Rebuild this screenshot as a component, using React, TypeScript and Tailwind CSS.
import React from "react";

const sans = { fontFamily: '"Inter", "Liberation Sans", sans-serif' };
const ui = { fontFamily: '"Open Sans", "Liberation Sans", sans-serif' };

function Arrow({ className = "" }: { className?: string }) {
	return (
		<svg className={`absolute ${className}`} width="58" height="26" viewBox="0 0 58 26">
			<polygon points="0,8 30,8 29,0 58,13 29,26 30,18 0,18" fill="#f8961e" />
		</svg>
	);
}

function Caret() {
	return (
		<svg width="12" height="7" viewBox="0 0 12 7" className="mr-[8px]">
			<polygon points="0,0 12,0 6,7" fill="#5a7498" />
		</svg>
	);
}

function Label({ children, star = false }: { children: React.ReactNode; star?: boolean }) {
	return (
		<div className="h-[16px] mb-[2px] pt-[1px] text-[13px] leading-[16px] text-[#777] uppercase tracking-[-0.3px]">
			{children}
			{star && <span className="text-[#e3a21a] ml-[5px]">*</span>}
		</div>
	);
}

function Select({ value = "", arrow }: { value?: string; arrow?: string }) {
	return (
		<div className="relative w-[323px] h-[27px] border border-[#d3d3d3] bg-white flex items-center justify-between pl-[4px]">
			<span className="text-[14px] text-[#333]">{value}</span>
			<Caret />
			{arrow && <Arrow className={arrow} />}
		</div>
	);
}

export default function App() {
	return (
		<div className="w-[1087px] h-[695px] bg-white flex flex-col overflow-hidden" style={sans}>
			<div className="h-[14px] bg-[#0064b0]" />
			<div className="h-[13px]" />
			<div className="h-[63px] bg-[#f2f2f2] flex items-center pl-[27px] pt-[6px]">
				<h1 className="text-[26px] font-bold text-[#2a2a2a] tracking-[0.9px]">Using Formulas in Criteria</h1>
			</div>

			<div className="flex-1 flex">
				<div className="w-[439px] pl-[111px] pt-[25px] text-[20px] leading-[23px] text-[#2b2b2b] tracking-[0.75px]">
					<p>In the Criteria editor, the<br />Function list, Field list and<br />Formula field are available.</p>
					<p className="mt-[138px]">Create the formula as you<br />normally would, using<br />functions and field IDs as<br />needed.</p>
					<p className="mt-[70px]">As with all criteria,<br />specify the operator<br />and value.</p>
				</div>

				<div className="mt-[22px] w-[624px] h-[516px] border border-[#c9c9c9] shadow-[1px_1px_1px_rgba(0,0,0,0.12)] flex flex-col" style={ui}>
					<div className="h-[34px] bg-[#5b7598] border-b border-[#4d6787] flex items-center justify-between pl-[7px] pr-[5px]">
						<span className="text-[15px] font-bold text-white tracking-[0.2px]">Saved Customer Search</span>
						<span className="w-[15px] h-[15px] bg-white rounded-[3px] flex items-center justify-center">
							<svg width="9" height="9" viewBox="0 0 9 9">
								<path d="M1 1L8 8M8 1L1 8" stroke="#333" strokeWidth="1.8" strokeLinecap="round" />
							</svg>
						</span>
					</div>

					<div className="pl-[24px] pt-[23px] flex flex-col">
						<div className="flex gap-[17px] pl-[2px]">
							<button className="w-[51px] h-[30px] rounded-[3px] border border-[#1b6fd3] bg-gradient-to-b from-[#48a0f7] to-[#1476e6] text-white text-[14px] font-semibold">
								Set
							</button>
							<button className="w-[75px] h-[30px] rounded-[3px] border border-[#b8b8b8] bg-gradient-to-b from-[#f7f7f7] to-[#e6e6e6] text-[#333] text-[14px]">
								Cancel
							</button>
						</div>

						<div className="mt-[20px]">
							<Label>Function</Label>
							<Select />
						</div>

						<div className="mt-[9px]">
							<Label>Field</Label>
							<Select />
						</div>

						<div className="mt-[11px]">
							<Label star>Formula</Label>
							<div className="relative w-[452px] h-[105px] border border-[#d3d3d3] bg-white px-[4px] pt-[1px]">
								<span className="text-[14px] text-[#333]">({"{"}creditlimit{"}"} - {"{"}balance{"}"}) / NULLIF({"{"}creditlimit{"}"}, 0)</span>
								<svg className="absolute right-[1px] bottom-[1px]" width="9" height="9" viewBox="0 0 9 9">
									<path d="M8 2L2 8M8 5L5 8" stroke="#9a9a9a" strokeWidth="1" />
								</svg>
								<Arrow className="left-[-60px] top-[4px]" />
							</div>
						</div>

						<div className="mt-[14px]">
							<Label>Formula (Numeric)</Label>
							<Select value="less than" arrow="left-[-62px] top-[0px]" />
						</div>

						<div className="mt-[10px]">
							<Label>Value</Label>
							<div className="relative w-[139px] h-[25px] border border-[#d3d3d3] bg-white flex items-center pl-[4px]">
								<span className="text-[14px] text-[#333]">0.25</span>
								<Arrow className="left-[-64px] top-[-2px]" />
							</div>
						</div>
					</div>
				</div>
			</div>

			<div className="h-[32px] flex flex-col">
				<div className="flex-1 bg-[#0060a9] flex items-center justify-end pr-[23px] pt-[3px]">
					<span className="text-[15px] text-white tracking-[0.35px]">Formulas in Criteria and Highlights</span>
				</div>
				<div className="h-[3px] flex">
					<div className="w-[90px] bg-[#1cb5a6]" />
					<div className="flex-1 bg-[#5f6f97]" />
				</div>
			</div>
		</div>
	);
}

*Required task*:
Please set down all the data word for word.

*Result for this task*:
Rebuild this screenshot as a component, using React, TypeScript and Tailwind CSS.
import React from "react";

const sans = { fontFamily: '"Inter", "Liberation Sans", sans-serif' };
const ui = { fontFamily: '"Open Sans", "Liberation Sans", sans-serif' };

function Arrow({ className = "" }: { className?: string }) {
	return (
		<svg className={`absolute ${className}`} width="58" height="26" viewBox="0 0 58 26">
			<polygon points="0,8 30,8 29,0 58,13 29,26 30,18 0,18" fill="#f8961e" />
		</svg>
	);
}

function Caret() {
	return (
		<svg width="12" height="7" viewBox="0 0 12 7" className="mr-[8px]">
			<polygon points="0,0 12,0 6,7" fill="#5a7498" />
		</svg>
	);
}

function Label({ children, star = false }: { children: React.ReactNode; star?: boolean }) {
	return (
		<div className="h-[16px] mb-[2px] pt-[1px] text-[13px] leading-[16px] text-[#777] uppercase tracking-[-0.3px]">
			{children}
			{star && <span className="text-[#e3a21a] ml-[5px]">*</span>}
		</div>
	);
}

function Select({ value = "", arrow }: { value?: string; arrow?: string }) {
	return (
		<div className="relative w-[323px] h-[27px] border border-[#d3d3d3] bg-white flex items-center justify-between pl-[4px]">
			<span className="text-[14px] text-[#333]">{value}</span>
			<Caret />
			{arrow && <Arrow className={arrow} />}
		</div>
	);
}

export default function App() {
	return (
		<div className="w-[1087px] h-[695px] bg-white flex flex-col overflow-hidden" style={sans}>
			<div className="h-[14px] bg-[#0064b0]" />
			<div className="h-[13px]" />
			<div className="h-[63px] bg-[#f2f2f2] flex items-center pl-[27px] pt-[6px]">
				<h1 className="text-[26px] font-bold text-[#2a2a2a] tracking-[0.9px]">Using Formulas in Criteria</h1>
			</div>

			<div className="flex-1 flex">
				<div className="w-[439px] pl-[111px] pt-[25px] text-[20px] leading-[23px] text-[#2b2b2b] tracking-[0.75px]">
					<p>In the Criteria editor, the<br />Function list, Field list and<br />Formula field are available.</p>
					<p className="mt-[138px]">Create the formula as you<br />normally would, using<br />functions and field IDs as<br />needed.</p>
					<p className="mt-[70px]">As with all criteria,<br />specify the operator<br />and value.</p>
				</div>

				<div className="mt-[22px] w-[624px] h-[516px] border border-[#c9c9c9] shadow-[1px_1px_1px_rgba(0,0,0,0.12)] flex flex-col" style={ui}>
					<div className="h-[34px] bg-[#5b7598] border-b border-[#4d6787] flex items-center justify-between pl-[7px] pr-[5px]">
						<span className="text-[15px] font-bold text-white tracking-[0.2px]">Saved Customer Search</span>
						<span className="w-[15px] h-[15px] bg-white rounded-[3px] flex items-center justify-center">
							<svg width="9" height="9" viewBox="0 0 9 9">
								<path d="M1 1L8 8M8 1L1 8" stroke="#333" strokeWidth="1.8" strokeLinecap="round" />
							</svg>
						</span>
					</div>

					<div className="pl-[24px] pt-[23px] flex flex-col">
						<div className="flex gap-[17px] pl-[2px]">
							<button className="w-[51px] h-[30px] rounded-[3px] border border-[#1b6fd3] bg-gradient-to-b from-[#48a0f7] to-[#1476e6] text-white text-[14px] font-semibold">
								Set
							</button>
							<button className="w-[75px] h-[30px] rounded-[3px] border border-[#b8b8b8] bg-gradient-to-b from-[#f7f7f7] to-[#e6e6e6] text-[#333] text-[14px]">
								Cancel
							</button>
						</div>

						<div className="mt-[20px]">
							<Label>Function</Label>
							<Select />
						</div>

						<div className="mt-[9px]">
							<Label>Field</Label>
							<Select />
						</div>

						<div className="mt-[11px]">
							<Label star>Formula</Label>
							<div className="relative w-[452px] h-[105px] border border-[#d3d3d3] bg-white px-[4px] pt-[1px]">
								<span className="text-[14px] text-[#333]">({"{"}creditlimit{"}"} - {"{"}balance{"}"}) / NULLIF({"{"}creditlimit{"}"}, 0)</span>
								<svg className="absolute right-[1px] bottom-[1px]" width="9" height="9" viewBox="0 0 9 9">
									<path d="M8 2L2 8M8 5L5 8" stroke="#9a9a9a" strokeWidth="1" />
								</svg>
								<Arrow className="left-[-60px] top-[4px]" />
							</div>
						</div>

						<div className="mt-[14px]">
							<Label>Formula (Numeric)</Label>
							<Select value="less than" arrow="left-[-62px] top-[0px]" />
						</div>

						<div className="mt-[10px]">
							<Label>Value</Label>
							<div className="relative w-[139px] h-[25px] border border-[#d3d3d3] bg-white flex items-center pl-[4px]">
								<span className="text-[14px] text-[#333]">0.25</span>
								<Arrow className="left-[-64px] top-[-2px]" />
							</div>
						</div>
					</div>
				</div>
			</div>

			<div className="h-[32px] flex flex-col">
				<div className="flex-1 bg-[#0060a9] flex items-center justify-end pr-[23px] pt-[3px]">
					<span className="text-[15px] text-white tracking-[0.35px]">Formulas in Criteria and Highlights</span>
				</div>
				<div className="h-[3px] flex">
					<div className="w-[90px] bg-[#1cb5a6]" />
					<div className="flex-1 bg-[#5f6f97]" />
				</div>
			</div>
		</div>
	);
}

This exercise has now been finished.